2.) Patellar Tendonitis
Patellar tendonitis, also know as Jumper’s Knee, is recognized to be inflammation of the patellar tendon. This tendon attaches to the inferior patellar margin and the proximal tibia. This is the tendon that Bethany Mattock-Sands completely ruptured in her gruesome injury during The Championships, Wimbledon 2017. This tendon is necessary to extend the knee and is used repetitively in endurance sports and explosively with jumping or sprinting sports. It’s important to emphasize that proper weight, strength and flexibility activities are essential to proper function.
If the patellar tendonitis is the result of overuse without any misalignment of the patella, then the Knee Helix is an excellent choice. This Helix will provide warmth and support to the entire tendon without any targeted pressure on the tendon itself. The Knee Helix can be used as part of R.I.C.E. (Rest, Ice, Compression, Elevation) in the treatment of tendonitis. It can also be used during exercise to insure that the tendon starts warm and stays warm, helping to prevent further damage.
If the patellar tendonitis is the result of misalignment, then a more targeted band may be appropriate. Bands that are designed to assure proper alignment of the patellar tendon can reduce the side-to-side movement of the patella and the resultant improper mechanics. However, many devices apply posterior pressure on the tendon and patella and are uncomfortable to wear. The Body Helix Patella Helix is a very comfortable compression band alternative that applies uniform pressure and alignment to the patellar tendon to offer patella stability.
One of the many positive benefits of all Body Helix products is the moisture-activated adherence that insures that the wraps and bands will not slip or migrate out of position. The comfort, coupled with the adherence, make these knee bands a favorite for those with patellar tendonitis.

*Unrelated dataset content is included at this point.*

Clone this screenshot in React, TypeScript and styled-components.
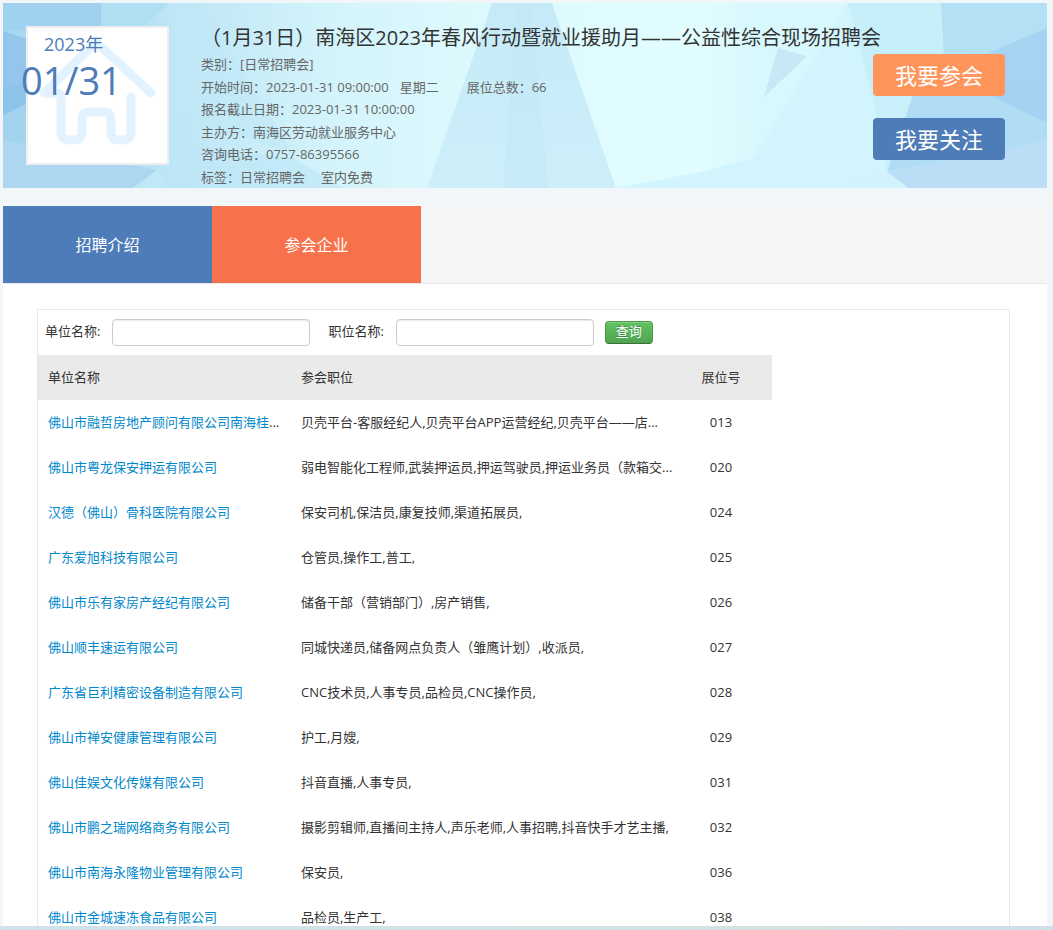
import React from "react";
import styled, { createGlobalStyle } from "styled-components";

const GlobalStyle = createGlobalStyle`
  * { box-sizing: border-box; }
  body {
    margin: 0;
    background: #f1f6f9;
    color: #333;
    font: 13px/22px "Open Sans", "Noto Sans CJK SC", sans-serif;
  }
  button, input { font: inherit; }
`;

const Page = styled.div`
  height: 100vh;
  display: flex;
  flex-direction: column;
  overflow: hidden;
`;

const Content = styled.div`
  flex: 1;
  min-height: 0;
  display: flex;
  flex-direction: column;
  padding: 3px 6px 0 3px;
`;

const Banner = styled.header`
  position: relative;
  flex: none;
  display: flex;
  height: 185px;
  background: #d3f3fb;
`;

const Facets = styled.svg`
  position: absolute;
  inset: 0;
  width: 100%;
  height: 100%;
`;

const DateCard = styled.div`
  position: relative;
  flex: none;
  width: 143px;
  height: 139px;
  margin: 23px 32px 0 23px;
  border: 2px solid #eee;
  background: #fff;
  color: #4d7cb8;
`;

const House = styled.svg`
  display: block;
  width: 139px;
  height: 135px;
`;

const Year = styled.span`
  position: absolute;
  top: 4px;
  left: 16px;
  font-size: 18px;
  line-height: 24px;
`;

const Day = styled.span`
  position: absolute;
  top: 30px;
  left: -7px;
  font-size: 38px;
  line-height: 44px;
`;

const Details = styled.div`
  position: relative;
  flex: 1;
  min-width: 0;
  display: flex;
  flex-direction: column;
`;

const Title = styled.h1`
  margin: 0;
  padding-top: 21px;
  height: 50px;
  font-size: 20px;
  line-height: 28px;
  font-weight: 400;
  white-space: nowrap;
`;

const Facts = styled.ul`
  flex: 1;
  display: flex;
  flex-direction: column;
  justify-content: space-between;
  margin: 0;
  padding: 0;
  list-style: none;
  color: #666;
`;

const Fact = styled.li`
  display: flex;
  white-space: nowrap;
`;

const Part = styled.span<{ $gap: number }>`
  margin-left: ${(p) => p.$gap}px;
`;

const Actions = styled.div`
  position: relative;
  flex: none;
  display: flex;
  flex-direction: column;
  gap: 22px;
  padding: 51px 42px 0 0;
`;

const ActionButton = styled.button<{ $color: string }>`
  width: 132px;
  height: 42px;
  padding: 0;
  border: 0;
  border-radius: 4px;
  background: ${(p) => p.$color};
  color: #fff;
  font-size: 22px;
  line-height: 42px;
`;

const Tabs = styled.nav`
  flex: none;
  display: flex;
  margin-top: 18px;
  height: 78px;
  border-bottom: 1px solid #e8e8e8;
  background: #f5f5f5;
`;

const Tab = styled.a<{ $color: string }>`
  width: 209px;
  padding-top: 1px;
  background: ${(p) => p.$color};
  color: #fff;
  font-size: 16px;
  line-height: 76px;
  text-align: center;
  text-decoration: none;
`;

const Body = styled.main`
  flex: 1;
  min-height: 0;
  overflow: hidden;
  padding: 25px 37px 0 34px;
  background: #fff;
`;

const Panel = styled.section`
  border: 1px solid #e8e8e8;
`;

const SearchForm = styled.form`
  display: flex;
  align-items: center;
  height: 45px;
  padding-left: 7px;
`;

const Field = styled.label`
  display: flex;
  align-items: center;
  gap: 12px;
  margin-right: 18px;
  white-space: nowrap;

  & + & { margin-right: 11px; }
`;

const FieldName = styled.span`
  padding-bottom: 3px;
`;

const TextBox = styled.input`
  width: 198px;
  height: 27px;
  padding: 2px 6px;
  border: 1px solid #ccc;
  border-radius: 4px;
  background: #fff;
  box-shadow: inset 0 1px 1px rgba(0, 0, 0, 0.08);
`;

const SearchButton = styled.button`
  width: 48px;
  height: 23px;
  padding: 0 0 2px;
  border: 1px solid #4a9a4a;
  border-bottom-color: #387038;
  border-radius: 4px;
  background: linear-gradient(#62c462, #51a351);
  box-shadow: inset 0 1px 0 rgba(255, 255, 255, 0.2);
  color: #fff;
  line-height: 19px;
  text-shadow: 0 -1px 0 rgba(0, 0, 0, 0.25);
`;

const BoothTable = styled.table`
  width: 734px;
  table-layout: fixed;
  border-collapse: collapse;
`;

const Heading = styled.th<{ $width: number; $center?: boolean }>`
  width: ${(p) => p.$width}px;
  height: 45px;
  padding: 0 10px 2px;
  background: #eaeaea;
  font-weight: 400;
  text-align: ${(p) => (p.$center ? "center" : "left")};
`;

const Cell = styled.td<{ $center?: boolean }>`
  height: 45px;
  padding: 0 10px 2px;
  text-align: ${(p) => (p.$center ? "center" : "left")};
  white-space: nowrap;
`;

const CompanyLink = styled.a`
  color: #08c;
  text-decoration: none;
`;

const Strip = styled.footer`
  flex: none;
  height: 4px;
  background: linear-gradient(90deg, #d0e1e9, #d3e4e6 60%, #d6e0df 78%, #cfdfe9 88%);
`;

type Company = { name: string; cut?: boolean; jobs: string; booth: string };

const companies: Company[] = [
  { name: "佛山市融哲房地产顾问有限公司南海桂", cut: true, jobs: "贝壳平台-客服经纪人,贝壳平台APP运营经纪,贝壳平台——店...", booth: "013" },
  { name: "佛山市粤龙保安押运有限公司", jobs: "弱电智能化工程师,武装押运员,押运驾驶员,押运业务员（款箱交...", booth: "020" },
  { name: "汉德（佛山）骨科医院有限公司", jobs: "保安司机,保洁员,康复技师,渠道拓展员,", booth: "024" },
  { name: "广东爱旭科技有限公司", jobs: "仓管员,操作工,普工,", booth: "025" },
  { name: "佛山市乐有家房产经纪有限公司", jobs: "储备干部（营销部门）,房产销售,", booth: "026" },
  { name: "佛山顺丰速运有限公司", jobs: "同城快递员,储备网点负责人（雏鹰计划）,收派员,", booth: "027" },
  { name: "广东省巨利精密设备制造有限公司", jobs: "CNC技术员,人事专员,品检员,CNC操作员,", booth: "028" },
  { name: "佛山市禅安健康管理有限公司", jobs: "护工,月嫂,", booth: "029" },
  { name: "佛山佳娱文化传媒有限公司", jobs: "抖音直播,人事专员,", booth: "031" },
  { name: "佛山市鹏之瑞网络商务有限公司", jobs: "摄影剪辑师,直播间主持人,声乐老师,人事招聘,抖音快手才艺主播,", booth: "032" },
  { name: "佛山市南海永隆物业管理有限公司", jobs: "保安员,", booth: "036" },
  { name: "佛山市金城速冻食品有限公司", jobs: "品检员,生产工,", booth: "038" },
];

function BannerFacets() {
  return (
    <Facets viewBox="0 0 1044 185" preserveAspectRatio="none" aria-hidden="true">
      <defs>
        <linearGradient id="sky">
          <stop offset="0" stopColor="#a6d6f2" />
          <stop offset="0.1" stopColor="#b2e0f4" />
          <stop offset="0.2" stopColor="#c3e9f7" />
          <stop offset="0.32" stopColor="#d4f4fb" />
          <stop offset="0.45" stopColor="#dcf9fd" />
          <stop offset="0.66" stopColor="#e2fdff" />
          <stop offset="0.82" stopColor="#caeff9" />
          <stop offset="1" stopColor="#b0dcf5" />
        </linearGradient>
        <linearGradient id="beam" x2="0" y2="1">
          <stop offset="0" stopColor="#c5eaf8" />
          <stop offset="1" stopColor="#ceeffa" />
        </linearGradient>
      </defs>
      <rect width="1044" height="185" fill="url(#sky)" />
      <path d="M0 0H100L98 24L70 24L0 0Z" fill="#a3d3f1" />
      <path d="M0 0L100 0L98 24H60L0 28Z" fill="#a0d1f0" />
      <path d="M0 28L24 36V78L0 85Z" fill="#93c6ea" />
      <path d="M0 85L24 78V104L0 137Z" fill="#8fc4ea" />
      <path d="M0 113L24 100V141L0 137Z" fill="#a4d3f0" />
      <path d="M0 137L154 167L130 185H0Z" fill="#add6f1" />
      <path d="M166 136L154 167L166 140Z" fill="#bfe4f5" />
      <path d="M154 167L166 185H130Z" fill="#bfe8f6" />
      <path d="M154 167L166 140L290 155L340 185H166Z" fill="#bce6f7" opacity="0.6" />
      <path d="M98 0H166L140 24H98Z" fill="#aedff3" />
      <path d="M166 0H195L290 150L166 110Z" fill="#bfe7f6" opacity="0.6" />
      <path d="M489 0H549L613 185H424Z" fill="url(#beam)" />
      <path d="M515 0H528L545 185H500Z" fill="#c0e6f7" opacity="0.35" />
      <path d="M736 0H845L750 155Z" fill="#d9f8fd" />
      <path d="M750 155L845 0H938V50L873 150L930 168V185H613L697 169Z" fill="#d2f4fc" />
      <path d="M845 0H938L941 52L870 95Z" fill="#c6effa" />
      <path d="M870 95L941 52L905 120L884 169Z" fill="#c8effa" />
      <path d="M938 0H1044V27L986 50L941 52Z" fill="#b3e0f5" />
      <path d="M941 52L986 50L1000 78V100H910Z" fill="#b2def5" />
      <path d="M986 50L1044 25V80L1000 78Z" fill="#a6d3f2" />
      <path d="M1000 78L1044 80V120L986 92Z" fill="#a3d2f3" />
      <path d="M910 92H986L1044 120V137L1003 145L884 169Z" fill="#b0ddf5" />
      <path d="M884 169L1003 145L1044 137V185H905Z" fill="#b9def5" />
      <path d="M884 169L905 185H830Z" fill="#d2f3fb" />
      <path d="M775 45L804 53L761 94Z" fill="#c6e8f7" />
    </Facets>
  );
}

export default function App() {
  return (
    <>
      <GlobalStyle />
      <Page>
        <Content>
          <Banner>
            <BannerFacets />
            <DateCard>
              <House viewBox="28 28 139 135" fill="none" stroke="#e2f3ff" strokeWidth="9" strokeLinecap="round" strokeLinejoin="round" aria-hidden="true">
                <path d="M151 93L96 42L44 93H57Q61 93 61 98V132Q61 140 69 140H74Q82 140 82 132V119Q82 112 89 112H104Q111 112 111 119V132Q111 140 119 140H123Q131 140 131 132V97" />
              </House>
              <Year>2023年</Year>
              <Day>01/31</Day>
            </DateCard>
            <Details>
              <Title>（1月31日）南海区2023年春风行动暨就业援助月——公益性综合现场招聘会</Title>
              <Facts>
                <Fact>类别：[日常招聘会]</Fact>
                <Fact>
                  开始时间：2023-01-31 09:00:00
                  <Part $gap={11}>星期二</Part>
                  <Part $gap={28}>展位总数：66</Part>
                </Fact>
                <Fact>报名截止日期：2023-01-31 10:00:00</Fact>
                <Fact>主办方：南海区劳动就业服务中心</Fact>
                <Fact>咨询电话：0757-86395566</Fact>
                <Fact>
                  标签：日常招聘会
                  <Part $gap={16}>室内免费</Part>
                </Fact>
              </Facts>
            </Details>
            <Actions>
              <ActionButton type="button" $color="#ff955b">我要参会</ActionButton>
              <ActionButton type="button" $color="#4d7cb8">我要关注</ActionButton>
            </Actions>
          </Banner>
          <Tabs>
            <Tab href="#intro" $color="#4d7cb8">招聘介绍</Tab>
            <Tab href="#companies" $color="#f7724a">参会企业</Tab>
          </Tabs>
          <Body>
            <Panel>
              <SearchForm>
                <Field>
                  <FieldName>单位名称:</FieldName>
                  <TextBox type="text" name="company" />
                </Field>
                <Field>
                  <FieldName>职位名称:</FieldName>
                  <TextBox type="text" name="job" />
                </Field>
                <SearchButton type="button">查询</SearchButton>
              </SearchForm>
              <BoothTable>
                <thead>
                  <tr>
                    <Heading $width={253}>单位名称</Heading>
                    <Heading $width={379}>参会职位</Heading>
                    <Heading $width={102} $center>展位号</Heading>
                  </tr>
                </thead>
                <tbody>
                  {companies.map((c) => (
                    <tr key={c.booth}>
                      <Cell>
                        <CompanyLink href={`#booth-${c.booth}`}>{c.name}</CompanyLink>
                        {c.cut && "..."}
                      </Cell>
                      <Cell>{c.jobs}</Cell>
                      <Cell $center>{c.booth}</Cell>
                    </tr>
                  ))}
                </tbody>
              </BoothTable>
            </Panel>
          </Body>
        </Content>
        <Strip />
      </Page>
    </>
  );
}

3) Patellofemoral Pain Syndrome
Patellofemoral Pain Syndrome, also known as Runner’s Knee is the last knee problem to consider. The patella rests at the end of the femur and acts as part of the lever responsible for leg extension. The posterior patella and the femur have a nice layer of cartilage that allows the two bones to operate in a nice, smooth fashion. Inflammation of the posterior patella can be provoked with normal movements but misalignment of the patella. It can also be caused with repetitive or explosive activity. This is another common injury among runners and athletes who jump repetitively. Many knee compression sleeves and knee compression wraps apply posterior pressure on the patella, which is often uncomfortable when suffering from Patellofemoral Pain Syndrome. The Body Helix Adjustable Knee Helix is the ideal compression wrap for this problem since it supports the muscles and tendons responsible for correct alignment of the patella but avoids the undesirable posterior pressure. The Body Helix Patella Helix is an alternative to the Adjustable Knee Helix, applying targeted pressure to achieve alignment of the patellar tendon when a more narrow product is desired.
Listening to your body and taking precautions with compression technology will ensure the best possible outcome for these and other types of knee injuries. We are always careful not to give medical advice. Please seek a medical evaluation for severe or prolonged pain to be certain the diagnosis is correct and you are pursuing the correct efforts to facilitate healing.